* **TASK PROMPT**
Give the listing again character for character, but drop the images.

* **SOURCE MATERIAL**
•••

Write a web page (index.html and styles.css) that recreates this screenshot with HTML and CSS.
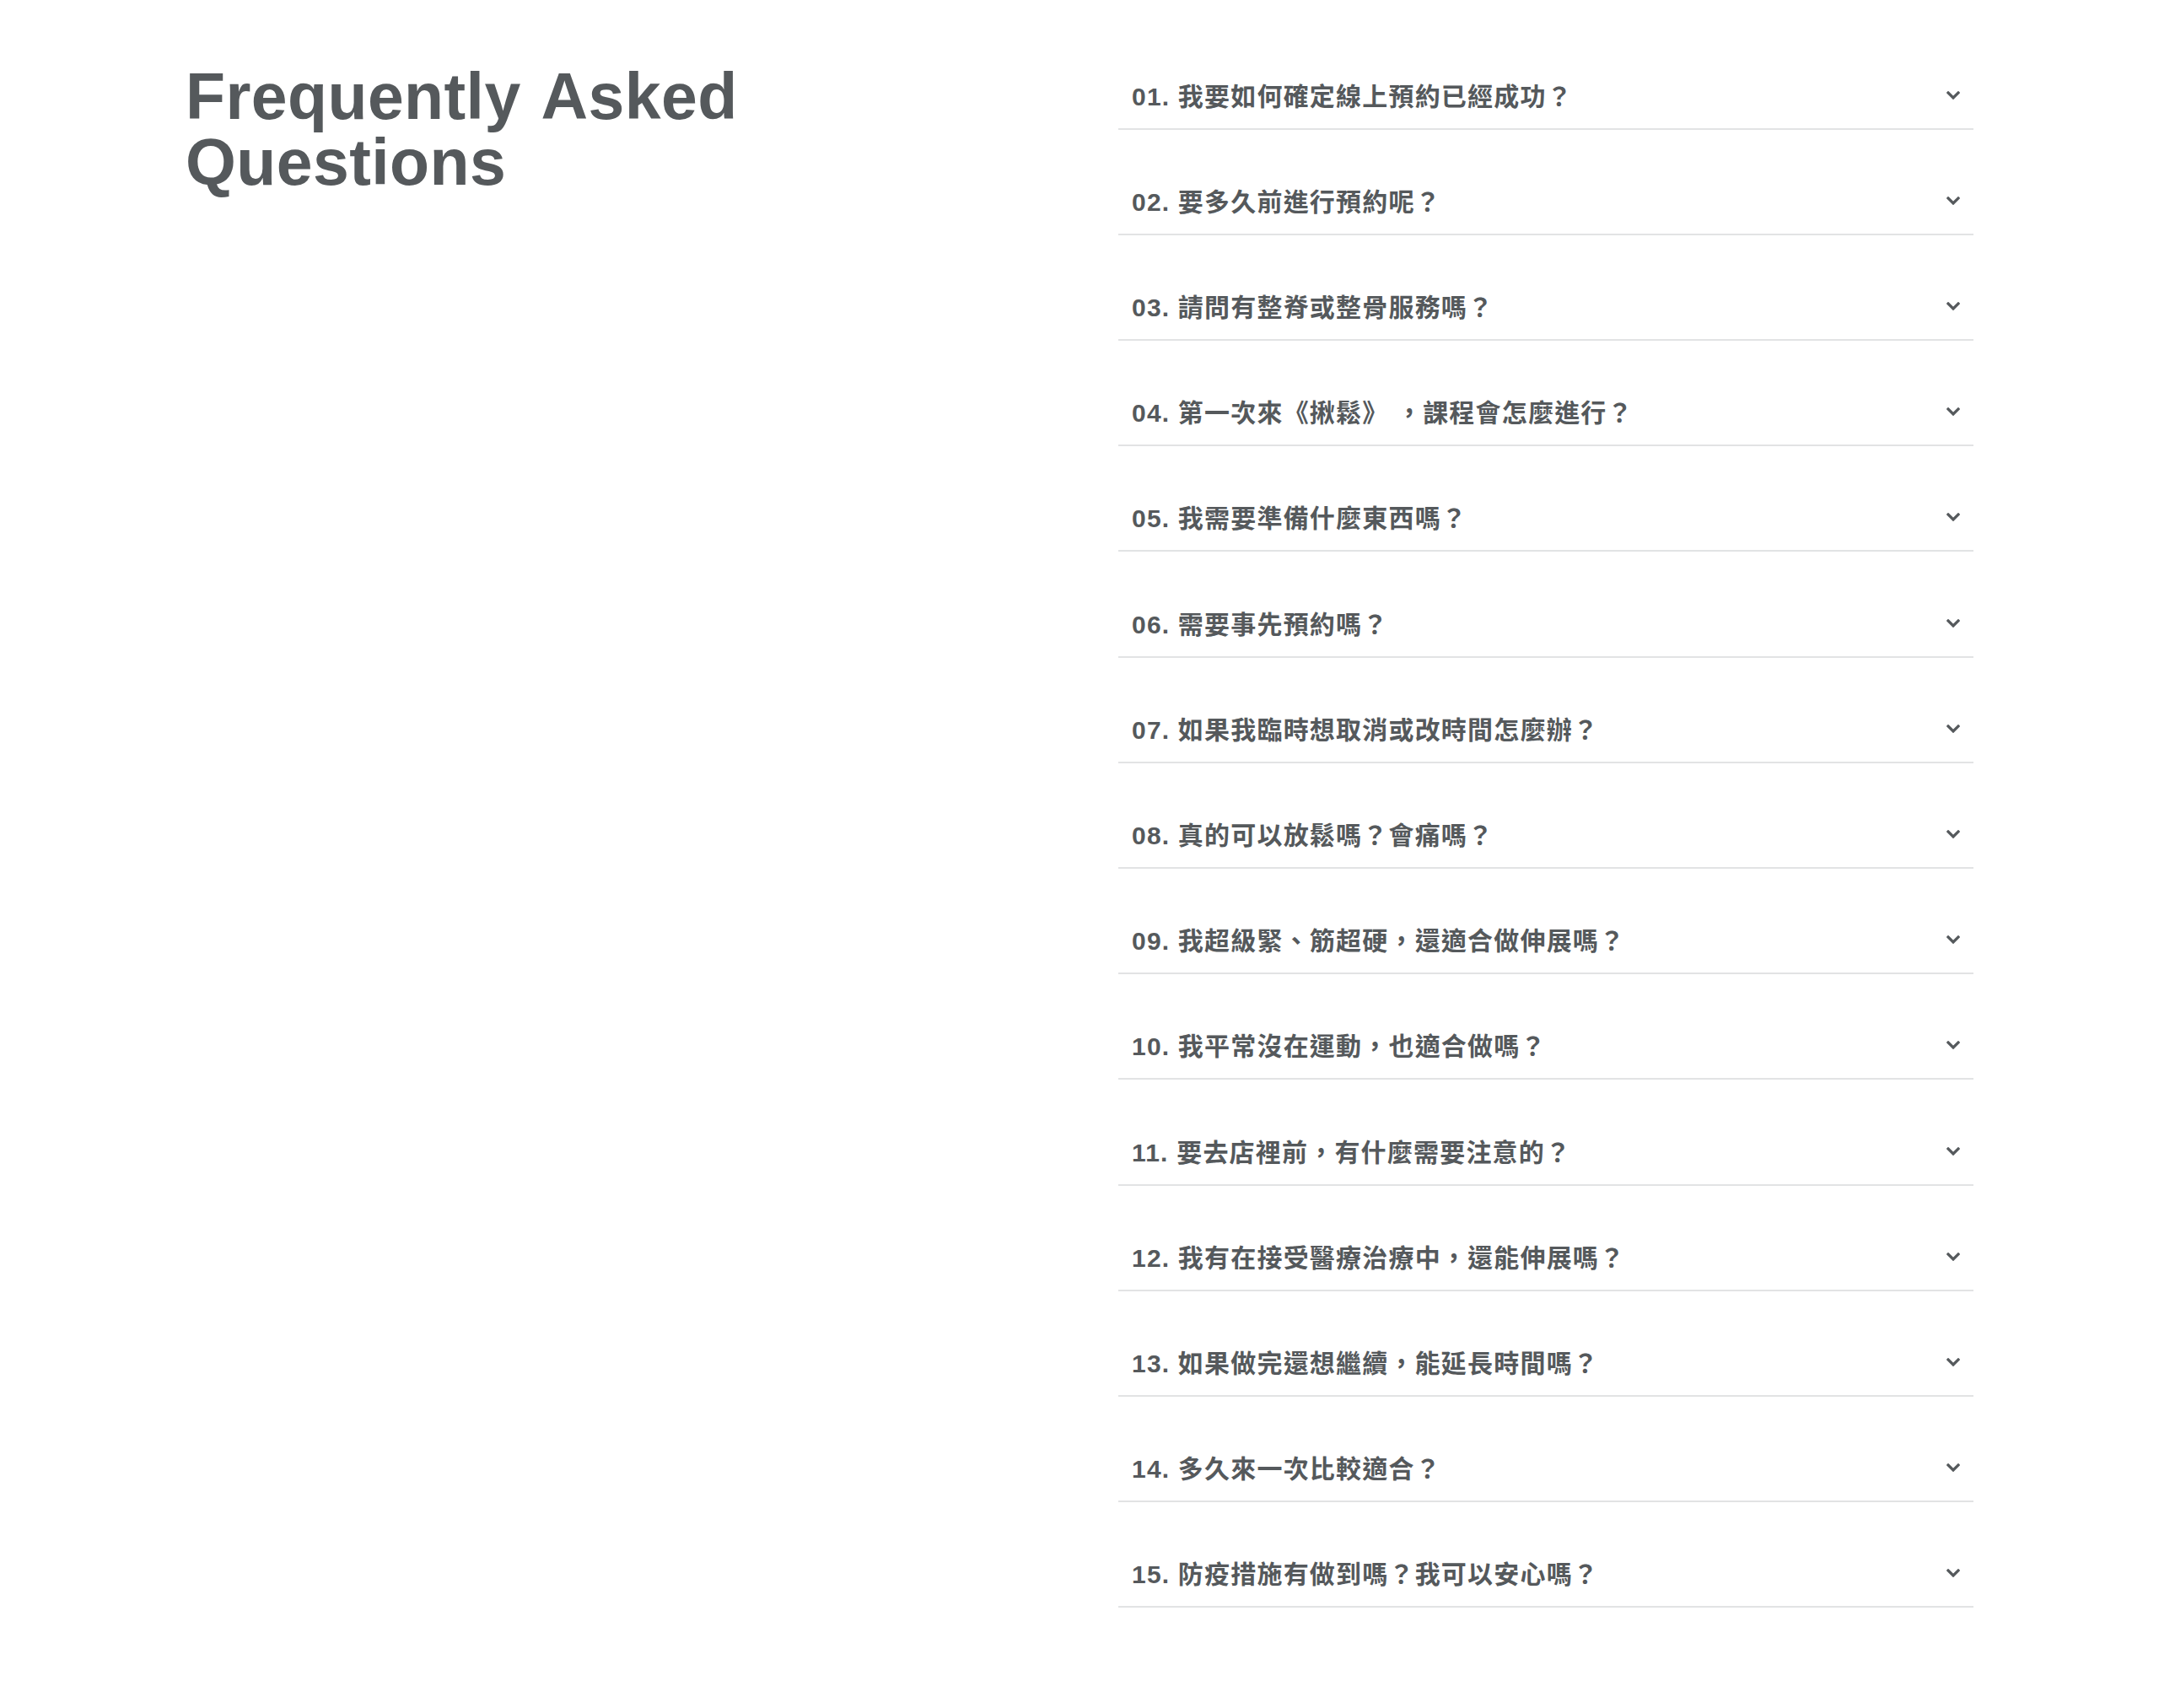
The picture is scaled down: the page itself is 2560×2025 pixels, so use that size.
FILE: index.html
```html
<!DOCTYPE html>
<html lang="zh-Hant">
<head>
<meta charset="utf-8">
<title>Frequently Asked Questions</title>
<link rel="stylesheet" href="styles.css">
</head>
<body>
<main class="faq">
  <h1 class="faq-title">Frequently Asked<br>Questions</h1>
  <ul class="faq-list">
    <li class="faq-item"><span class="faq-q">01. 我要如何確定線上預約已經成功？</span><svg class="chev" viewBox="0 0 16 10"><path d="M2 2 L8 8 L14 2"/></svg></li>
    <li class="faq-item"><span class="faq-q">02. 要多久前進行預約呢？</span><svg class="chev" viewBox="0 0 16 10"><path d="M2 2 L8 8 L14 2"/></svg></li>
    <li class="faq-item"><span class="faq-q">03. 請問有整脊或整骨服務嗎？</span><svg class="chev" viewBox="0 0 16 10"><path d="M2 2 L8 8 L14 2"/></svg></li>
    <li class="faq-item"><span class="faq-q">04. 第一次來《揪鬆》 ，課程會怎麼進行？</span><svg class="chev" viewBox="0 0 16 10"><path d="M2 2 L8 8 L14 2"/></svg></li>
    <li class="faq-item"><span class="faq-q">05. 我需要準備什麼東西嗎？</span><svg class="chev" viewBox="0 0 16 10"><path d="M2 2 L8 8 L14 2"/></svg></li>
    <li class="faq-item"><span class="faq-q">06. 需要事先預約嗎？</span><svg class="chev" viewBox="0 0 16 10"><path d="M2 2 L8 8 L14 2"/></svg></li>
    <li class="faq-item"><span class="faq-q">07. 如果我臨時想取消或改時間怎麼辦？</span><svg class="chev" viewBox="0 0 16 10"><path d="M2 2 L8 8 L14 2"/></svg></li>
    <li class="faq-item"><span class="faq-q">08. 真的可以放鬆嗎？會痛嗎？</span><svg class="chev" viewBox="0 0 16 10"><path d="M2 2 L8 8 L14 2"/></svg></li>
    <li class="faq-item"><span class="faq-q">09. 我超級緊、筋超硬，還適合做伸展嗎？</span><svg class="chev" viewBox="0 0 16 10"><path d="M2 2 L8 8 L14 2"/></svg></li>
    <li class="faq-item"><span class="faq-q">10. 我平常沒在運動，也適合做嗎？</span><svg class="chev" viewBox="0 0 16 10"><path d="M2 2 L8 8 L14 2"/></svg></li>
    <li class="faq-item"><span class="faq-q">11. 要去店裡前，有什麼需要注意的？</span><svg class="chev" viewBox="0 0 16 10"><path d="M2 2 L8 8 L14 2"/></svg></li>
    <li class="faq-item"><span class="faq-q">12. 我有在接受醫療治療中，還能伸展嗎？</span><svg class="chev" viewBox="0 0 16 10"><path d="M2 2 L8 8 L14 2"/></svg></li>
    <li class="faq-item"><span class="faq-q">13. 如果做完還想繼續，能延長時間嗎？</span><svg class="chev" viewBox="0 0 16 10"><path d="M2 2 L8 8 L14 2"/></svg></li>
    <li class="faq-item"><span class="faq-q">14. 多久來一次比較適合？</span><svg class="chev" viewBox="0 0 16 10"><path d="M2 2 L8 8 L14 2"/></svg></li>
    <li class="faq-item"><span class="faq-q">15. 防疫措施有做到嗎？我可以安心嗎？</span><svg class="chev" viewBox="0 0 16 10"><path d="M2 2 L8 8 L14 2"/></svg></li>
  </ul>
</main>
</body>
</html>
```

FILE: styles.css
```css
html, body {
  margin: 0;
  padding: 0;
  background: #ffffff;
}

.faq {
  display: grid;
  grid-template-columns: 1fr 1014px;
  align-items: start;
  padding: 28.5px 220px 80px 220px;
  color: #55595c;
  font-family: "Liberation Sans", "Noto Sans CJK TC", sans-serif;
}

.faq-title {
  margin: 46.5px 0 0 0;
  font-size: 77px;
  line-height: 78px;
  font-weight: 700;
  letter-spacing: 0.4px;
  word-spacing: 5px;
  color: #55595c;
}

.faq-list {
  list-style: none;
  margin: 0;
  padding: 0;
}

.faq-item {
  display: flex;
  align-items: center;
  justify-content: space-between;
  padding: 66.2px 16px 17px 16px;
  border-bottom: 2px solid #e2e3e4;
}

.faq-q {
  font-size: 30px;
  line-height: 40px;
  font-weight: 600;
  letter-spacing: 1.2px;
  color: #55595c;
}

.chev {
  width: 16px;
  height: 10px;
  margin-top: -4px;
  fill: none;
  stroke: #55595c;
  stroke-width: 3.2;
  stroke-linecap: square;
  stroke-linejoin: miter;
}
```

•••

* **RESPONSE TO THE TASK**
Write a web page (index.html and styles.css) that recreates this screenshot with HTML and CSS.
The picture is scaled down: the page itself is 2560×2025 pixels, so use that size.
FILE: index.html
```html
<!DOCTYPE html>
<html lang="zh-Hant">
<head>
<meta charset="utf-8">
<title>Frequently Asked Questions</title>
<link rel="stylesheet" href="styles.css">
</head>
<body>
<main class="faq">
  <h1 class="faq-title">Frequently Asked<br>Questions</h1>
  <ul class="faq-list">
    <li class="faq-item"><span class="faq-q">01. 我要如何確定線上預約已經成功？</span><svg class="chev" viewBox="0 0 16 10"><path d="M2 2 L8 8 L14 2"/></svg></li>
    <li class="faq-item"><span class="faq-q">02. 要多久前進行預約呢？</span><svg class="chev" viewBox="0 0 16 10"><path d="M2 2 L8 8 L14 2"/></svg></li>
    <li class="faq-item"><span class="faq-q">03. 請問有整脊或整骨服務嗎？</span><svg class="chev" viewBox="0 0 16 10"><path d="M2 2 L8 8 L14 2"/></svg></li>
    <li class="faq-item"><span class="faq-q">04. 第一次來《揪鬆》 ，課程會怎麼進行？</span><svg class="chev" viewBox="0 0 16 10"><path d="M2 2 L8 8 L14 2"/></svg></li>
    <li class="faq-item"><span class="faq-q">05. 我需要準備什麼東西嗎？</span><svg class="chev" viewBox="0 0 16 10"><path d="M2 2 L8 8 L14 2"/></svg></li>
    <li class="faq-item"><span class="faq-q">06. 需要事先預約嗎？</span><svg class="chev" viewBox="0 0 16 10"><path d="M2 2 L8 8 L14 2"/></svg></li>
    <li class="faq-item"><span class="faq-q">07. 如果我臨時想取消或改時間怎麼辦？</span><svg class="chev" viewBox="0 0 16 10"><path d="M2 2 L8 8 L14 2"/></svg></li>
    <li class="faq-item"><span class="faq-q">08. 真的可以放鬆嗎？會痛嗎？</span><svg class="chev" viewBox="0 0 16 10"><path d="M2 2 L8 8 L14 2"/></svg></li>
    <li class="faq-item"><span class="faq-q">09. 我超級緊、筋超硬，還適合做伸展嗎？</span><svg class="chev" viewBox="0 0 16 10"><path d="M2 2 L8 8 L14 2"/></svg></li>
    <li class="faq-item"><span class="faq-q">10. 我平常沒在運動，也適合做嗎？</span><svg class="chev" viewBox="0 0 16 10"><path d="M2 2 L8 8 L14 2"/></svg></li>
    <li class="faq-item"><span class="faq-q">11. 要去店裡前，有什麼需要注意的？</span><svg class="chev" viewBox="0 0 16 10"><path d="M2 2 L8 8 L14 2"/></svg></li>
    <li class="faq-item"><span class="faq-q">12. 我有在接受醫療治療中，還能伸展嗎？</span><svg class="chev" viewBox="0 0 16 10"><path d="M2 2 L8 8 L14 2"/></svg></li>
    <li class="faq-item"><span class="faq-q">13. 如果做完還想繼續，能延長時間嗎？</span><svg class="chev" viewBox="0 0 16 10"><path d="M2 2 L8 8 L14 2"/></svg></li>
    <li class="faq-item"><span class="faq-q">14. 多久來一次比較適合？</span><svg class="chev" viewBox="0 0 16 10"><path d="M2 2 L8 8 L14 2"/></svg></li>
    <li class="faq-item"><span class="faq-q">15. 防疫措施有做到嗎？我可以安心嗎？</span><svg class="chev" viewBox="0 0 16 10"><path d="M2 2 L8 8 L14 2"/></svg></li>
  </ul>
</main>
</body>
</html>
```

FILE: styles.css
```css
html, body {
  margin: 0;
  padding: 0;
  background: #ffffff;
}

.faq {
  display: grid;
  grid-template-columns: 1fr 1014px;
  align-items: start;
  padding: 28.5px 220px 80px 220px;
  color: #55595c;
  font-family: "Liberation Sans", "Noto Sans CJK TC", sans-serif;
}

.faq-title {
  margin: 46.5px 0 0 0;
  font-size: 77px;
  line-height: 78px;
  font-weight: 700;
  letter-spacing: 0.4px;
  word-spacing: 5px;
  color: #55595c;
}

.faq-list {
  list-style: none;
  margin: 0;
  padding: 0;
}

.faq-item {
  display: flex;
  align-items: center;
  justify-content: space-between;
  padding: 66.2px 16px 17px 16px;
  border-bottom: 2px solid #e2e3e4;
}

.faq-q {
  font-size: 30px;
  line-height: 40px;
  font-weight: 600;
  letter-spacing: 1.2px;
  color: #55595c;
}

.chev {
  width: 16px;
  height: 10px;
  margin-top: -4px;
  fill: none;
  stroke: #55595c;
  stroke-width: 3.2;
  stroke-linecap: square;
  stroke-linejoin: miter;
}
```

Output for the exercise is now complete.